Yesterday was Shayna’s “Angel-versary.” My friend Michelle told me it would be the hardest thing I would ever do. I didn’t know what she was talking about. Now I do.
I tried to keep the day as routine as possible. I started with my walk. I intended to work a regular schedule. Tywana had to go over to her mother’s to help her with laundry and things around her apartment. She also had a reiki/acupressure session that she purposely scheduled for the day of Shayna’s passing in tribute to Shayna and to have something to do on that day. Kayla had a rough day and spent most of it in her room. The result is I was able to spend a lot of time alone, which is good because I wasn’t pleasant to be around.
Many friends called, texted, sent cards, sent flowers, and sent gifts. It was like reliving the first week all over again. Our friend Joan, whose daughter Victoria transitioned six months after Shayna, stopped by and brought a card and a lantern we launched last night in memory of Shayna. People wore clothes for Shayna. A group of five of Shayna’s friends stopped by and brought flowers. They sat for a long time and reminisced about Shayna with us. A couple of them wore their “Queen Shay” t-shirts that someone had made. Several of them wore their “Play for Shay” bracelets. The shirts reminded me that Susanne Wilson told me during my medium reading that Shayna says we are royalty. Shayna made wonderful friends while she was here; they still miss her and are inspired by her.
So, with all of that support, it should have been a good day. It was not. It felt like starting all over again with the grief only this time worse because last year it was totally uncharted waters. Now I know exactly what I am facing, and it sucks. I cried more yesterday than I have in many months. I screamed. I threw things. I’ve accepted Shayna’s passing, but I will never get used to it, and I will never like it. Never meaning as long as I’m in the flesh and the veil is between us. I so look forward to the day when this all makes sense and is over.
We decided to have pizza for dinner. I’m not sure if it’s because we’re so often too lazy to cook or if it was in honor of Shayna. Let’s go with in honor of Shayna. By 8 o’clock, I was exhausted. I was ready for bed. I just wanted the day over with. But, I had Tywana and Kayla to think about. We had the lantern to light, and Kayla wanted to watch family movies of the girls. So, we chose the video that spans from the Christmas before Shayna’s January birth until the time when Shayna was about eight months old. Of course, in the early part of the video, it’s just the three of us, Kayla, Tywana, and I. It’s come back around to that, but the three-year-old is now 19. Then there is me filming Tywana on the day Shayna was born. Shayna clearly did not want to be here. We entered the hospital to have labor induced, arriving at 8 AM. It’s a long, long story, and 16-½ years later, I still remember most of the details. Shayna was supposed to be delivered by noon. It was close to 11 PM before that girl finally made her arrival. And she only came after a very good scare. Her heart rate fluctuated wildly, going way too low and way too fast, alternately. We thought we were out of the woods when she was born. We had no idea this would foreshadow her passing 15-½ years in the future from a heart defect she carried with her from that moment. No wonder she didn’t want to come. One of the nurses even remarked that it was clear Shayna liked it better where she was. She was talking about the womb. I think Shayna just liked it better in Heaven.
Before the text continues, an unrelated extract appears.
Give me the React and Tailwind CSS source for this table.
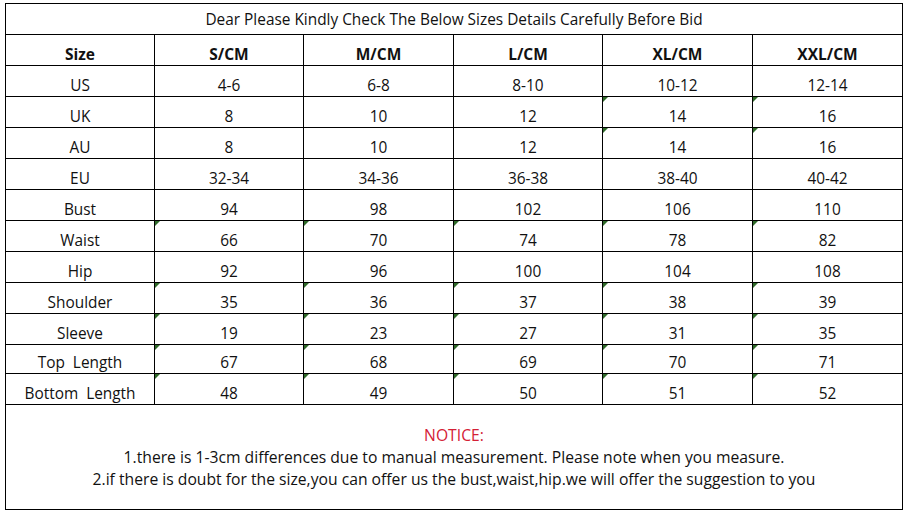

I cried watching the moment of her birth, knowing that precious little girl that I adored would only be with us for 15-½ years. I nearly had to leave the room, but I stayed, and we watched as Shayna learned to crawl, learned to walk, and bonded with Kayla- a bond that would never be broken, and I believe they had before they came to join our family here on Earth.
This morning I’m up early. Nothing new. What is new is that Tywana had a dream visit with Shayna last night, her first. She has hoped and prayed for a visit from Shayna for nearly a year. Whether to attribute it to the reiki or something else, who knows? In her dream, Tywana looked out the window and saw a little girl swinging. The little girl was Shayna. As they looked at each other, their eyes locked, Tywana left the house, and Shayna came running up to her and put her arms around her. They embraced for a long time. Tywana, being Tywana, started interrogating her. “Are you happy? Do you live by yourself? What do you do all day?” Tywana told her how much she misses her. Shayna said she was very happy, and her eyes danced up and down as she said it. She said she lives with a family. Based on the medium readings I’ve had, I’m pretty sure she’s met Tywana’s still-born brother Jeffery. Shayna said she does something with the “mommys” who come there, but Tywana’s memory of that is fuzzy. In response to Tywana’s saying she misses her, Shayna said in her Shayna way of being somewhat compassionate but somewhat scolding, “I know Mommy, but you’ll be all right.” We will, Shayna. We have no choice. But we miss you terribly.